The Association of National Exchanges Members of India (Anmi), an industry body for brokers, has written to the Securities and Exchange Board of India (Sebi) highlighting some of the issues. Penalty for margin shortfall or non-collection is in the 0.5-1 per cent range, depending on the short collection.
According to Anmi, members should be allowed to pass on peak margin penalty to the client when the margins levied for the position increases, leading to increased margin requirements for clients, who may have taken the position with sufficient margins while initiating the trade but find themselves in violation of margin norms because of the increase in exposure margin.
This could occur because of the increase in VAR or SPAN margin, which is revised 4-5 times a day. Or the violation could be because of the increase in exposure margins, which are currently levied as a percentage of the contract value.
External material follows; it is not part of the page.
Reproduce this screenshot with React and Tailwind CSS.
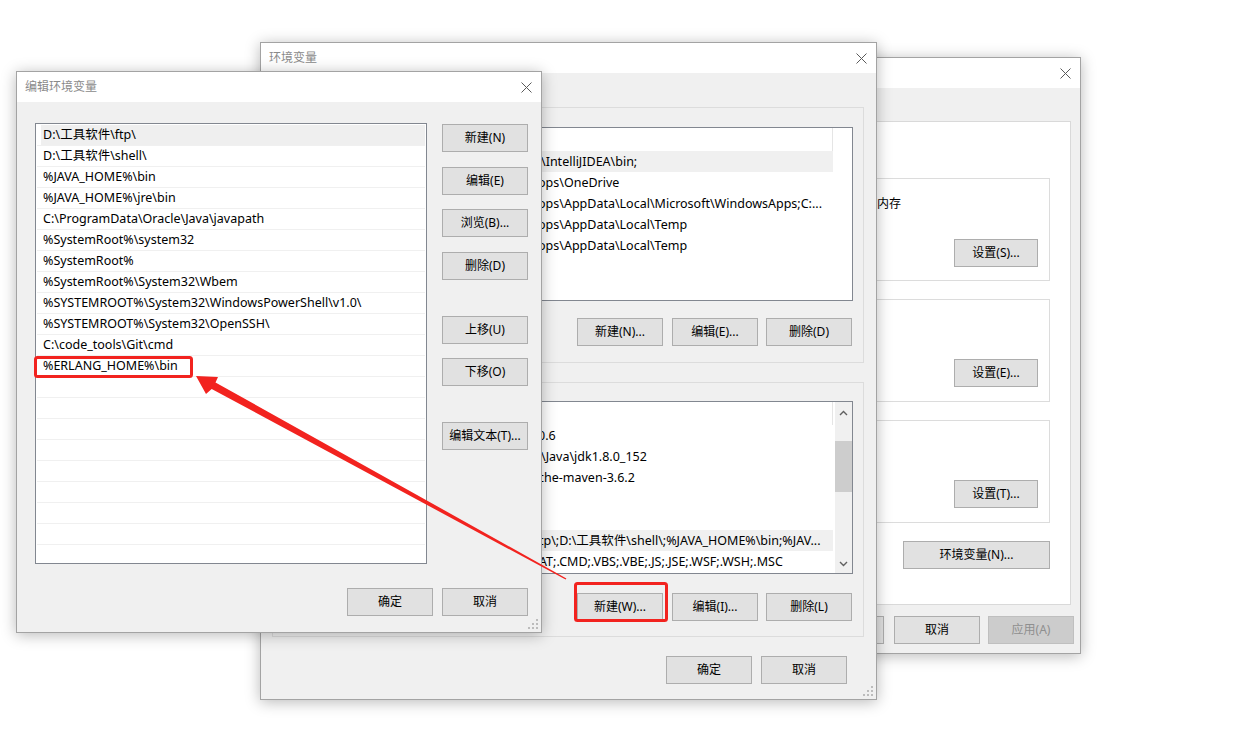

As the contract value increases, the exposure margins levied for the position also increases, leading to increased margin requirements for clients and subsequent violation.
Anmi favours a model that may predict the peak margins to be complied with by the trading member so that on any given day upfront compliance may be considered based on the margins for T-1 day. The industry body wants a T+1 day timeline to be considered for compliance, based on the details of the T day peak and/or end of day margins.
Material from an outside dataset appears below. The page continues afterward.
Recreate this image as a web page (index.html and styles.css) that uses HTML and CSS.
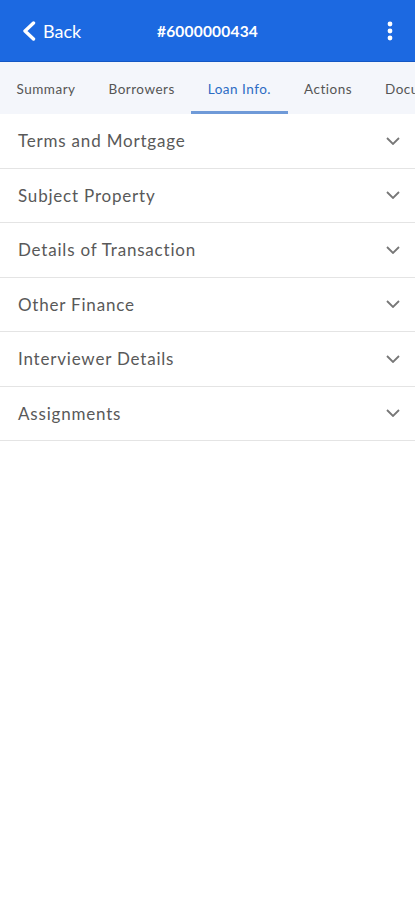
FILE: index.html
```html
<!DOCTYPE html>
<html lang="en">

<head>
    <meta charset="UTF-8">
    <meta name="viewport" content="width=device-width, initial-scale=1.0">
    <link rel="stylesheet" href="styles.css">
    <title>Loan Info</title>
</head>

<body>
    <header class="top-bar">
        <a class="back-link" href="#">
            <svg class="back-icon" width="14" height="20" viewBox="0 0 14 20">
                <path d="M11.5 2 L3 10 L11.5 18" fill="none" stroke="#fff" stroke-width="3.4" stroke-linecap="round" stroke-linejoin="round" />
            </svg>
            <span>Back</span>
        </a>
        <h1 class="loan-number">#6000000434</h1>
        <button class="menu-button" aria-label="More">
            <svg width="6" height="20" viewBox="0 0 6 20">
                <circle cx="3" cy="3" r="2.4" fill="#fff" />
                <circle cx="3" cy="10" r="2.4" fill="#fff" />
                <circle cx="3" cy="17" r="2.4" fill="#fff" />
            </svg>
        </button>
    </header>

    <!-- Tabs -->
    <nav class="tabs">
        <a class="tab" href="#">Summary</a>
        <a class="tab" href="#">Borrowers</a>
        <a class="tab tab-active" href="#">Loan Info.</a>
        <a class="tab" href="#">Actions</a>
        <a class="tab" href="#">Documents</a>
    </nav>

    <!-- Sections -->
    <main class="sections">
        <div class="section-row">
            <span>Terms and Mortgage</span>
            <svg class="chevron" width="14" height="8" viewBox="0 0 14 8"><path d="M1 1 L7 7 L13 1" /></svg>
        </div>
        <div class="section-row">
            <span>Subject Property</span>
            <svg class="chevron" width="14" height="8" viewBox="0 0 14 8"><path d="M1 1 L7 7 L13 1" /></svg>
        </div>
        <div class="section-row">
            <span>Details of Transaction</span>
            <svg class="chevron" width="14" height="8" viewBox="0 0 14 8"><path d="M1 1 L7 7 L13 1" /></svg>
        </div>
        <div class="section-row">
            <span>Other Finance</span>
            <svg class="chevron" width="14" height="8" viewBox="0 0 14 8"><path d="M1 1 L7 7 L13 1" /></svg>
        </div>
        <div class="section-row">
            <span>Interviewer Details</span>
            <svg class="chevron" width="14" height="8" viewBox="0 0 14 8"><path d="M1 1 L7 7 L13 1" /></svg>
        </div>
        <div class="section-row">
            <span>Assignments</span>
            <svg class="chevron" width="14" height="8" viewBox="0 0 14 8"><path d="M1 1 L7 7 L13 1" /></svg>
        </div>
    </main>
</body>

</html>
```

FILE: styles.css
```css
body {
    font-family: 'Lato', 'Open Sans', sans-serif;
    background: #fff;
    margin: 0;
    padding: 0;
    color: #555;
    overflow-x: hidden;
}

.top-bar {
    display: flex;
    align-items: center;
    justify-content: space-between;
    height: 61px;
    padding: 0 22px;
    background-color: #1c69e1;
    border-bottom: 1px solid #1457c4;
    color: #fff;
}

.back-link {
    display: flex;
    align-items: center;
    gap: 7px;
    width: 100px;
    color: #fff;
    text-decoration: none;
    font-size: 18px;
}

.loan-number {
    flex: 1;
    margin: 0;
    font-size: 15.5px;
    font-weight: 700;
    letter-spacing: 0.2px;
    text-align: center;
}

.menu-button {
    display: flex;
    justify-content: flex-end;
    width: 100px;
    background: none;
    border: none;
    padding: 0;
}

.tabs {
    display: flex;
    height: 52px;
    background-color: #f4f6fb;
    white-space: nowrap;
    overflow: hidden;
}

.tab {
    display: flex;
    align-items: center;
    padding: 4px 16.5px 0;
    font-size: 13.5px;
    letter-spacing: 0.5px;
    color: #555;
    text-decoration: none;
    border-bottom: 3px solid transparent;
}

.tab-active {
    color: #2d6cc4;
    border-bottom-color: #6f9ad8;
}

.section-row {
    display: flex;
    align-items: center;
    justify-content: space-between;
    box-sizing: border-box;
    height: 54.5px;
    padding: 0 15px 0 18px;
    border-bottom: 1px solid #e4e4e4;
    font-size: 17px;
    letter-spacing: 0.8px;
    color: #595959;
}

.chevron {
    fill: none;
    stroke: #777;
    stroke-width: 1.8;
}
```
“Allowing compliance on these timelines will ensure that peak margin penalties are not levied without a reason and members are compliant with peak margin regulations,” said Anmi said in a recent letter to Sebi.
From September 1, the fourth phase of peak margin norms will kick in. There will be no additional margins apart from VAR+ELM (equity) and Span + Exposure (F&O). Penalty will be levied if margin blocked is less than 100 per cent of the minimum margin required.